I became curious in the interplay between local and global dynamics, and the reason of this ‘defining up’ of deviancy. The international literature gave me clues that resonated with the Barcelona experience, but only in broad terms. The ins-and-outs of the Barcelona case did not match those described in the international literature. Trying to make sense of ‘asynchronic synchrony’ was the main driver behind the paper, written with the hope to get international authors to question some of their assumptions or generalisations, as well as to encourage other to explore similar local processes and contribute them to our scientific field.

Using a combination of urban studies literature, public policy process and transfer theory and media discourse analysis, the paper retraces the policy process of what was called the Civility Ordinance of Barcelona, finally passed on 1 January 2006, in an attempt to contribute a detailed account of the local determinant factors. These are put in light not only of similar processes elsewhere, specially the UK, but also in broader debates on the local security agendas in the 90s and 00s. By presenting a mainly empirical picture, the paper aspires to inform other comparative studies on the role of security and deviancy in urban environments, and on the political role of cities under globalisation.

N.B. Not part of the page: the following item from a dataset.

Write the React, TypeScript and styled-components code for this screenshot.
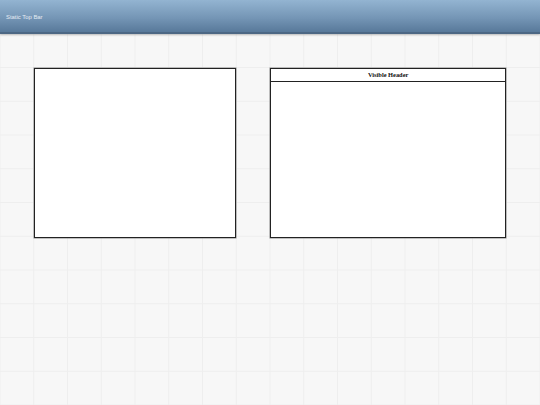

Now that several years have passed since these schemes were implemented in different countries and cities, and so we can begin to evaluate their impact –and probably validate Bannister and Kearns’ hypothesis, quoted in the paper, that the emphasis on tolerance and respect through civility results in an erosion of tolerance and respect-, and in a time when urban anxieties are centered on the crisis and radicalisation processes, understanding the problems of the civility approach can act as a timely warning sign.

Gemma Galdon-Clavell.

Barcelona, May 2015



[1] One of the landmark songs of the Olympic Games of 1992, symbolising tolerance, friendship and openness.

Thursday, 7 May 2015

Mobile transitions: Exploring synergies for urban sustainability research


by Julia Affolderbach and Christian Schulz

 

When starting our research on green building initiatives and urban low-carbon strategies in Canada, Europe and Australia, we came across the promising complementarities of the Transition Studies approach on the one hand, and the more recent debate around Policy Mobilities. Given our primary interest in political, institutional, regulatory and organisational innovations and their impact on the greening of the building sector, the Social Studies of Technology (or “Transition Studies”) provided us with a useful heuristic to explore the interplay between niches for innovation, evolutions of the established regimes and changes of the general context conditions (“landscape”). But we also had to acknowledge the insufficient conceptualization of space in this approach, in particular when it comes to supra-national relationships, knowledge flows and long-distance influences. Here, the Policy Mobility approach allowed us to operationalize the extent to which local policies and actors’ behaviour are embedded into wider networks of constant policy exchange and learning processes, but also selective adoption and reinterpretation (mutation) of trend setting approaches. A combination of the two approaches gave us the opportunity to study both the localised settings and their impact on green building innovations and the relational articulation of urban sustainability programmes at the international level. The paper thus tries to contribute to the advancing conceptualization of space in the Transitions Studies literature, and – given its sectorial focus – to feed case study results from economic geography into the scholarly debates around the notion of Policy Mobility. We are convinced that a further engagement of the two approaches might not only reciprocally inspire the enrolled communities of researchers, but that it could also open new perspectives for both academics and practitioners/decision makers.

Provision of knowledge and evidence on the actual pathways and biographies of successful urban policies provides a basis to reconsider existing strategies without overrating the importance of local framework conditions in order (1) to facilitate the exchange and critical conversation with practitioners and decision makers in other city regions and (2) to develop a systemic understanding of influential levels and scales, without reifying the latter.

A wide range of topics regarding sustainable transitions might serve as test beds for this recombined approach including the multi-facetted energy policy aspiring for low carbon transitions (encompassing the decentralized use of renewables, low/zero/plus energy buildings, district heating, smart grids), transport and mobility issues, food security and urban farming, and more organizational issues such as community planning, co-housing, or solidary economies, and local sharing schemes. All of these are identified as highly innovative fields showing dynamics of rapid and international dissemination as well as re-adaptation of promising concepts.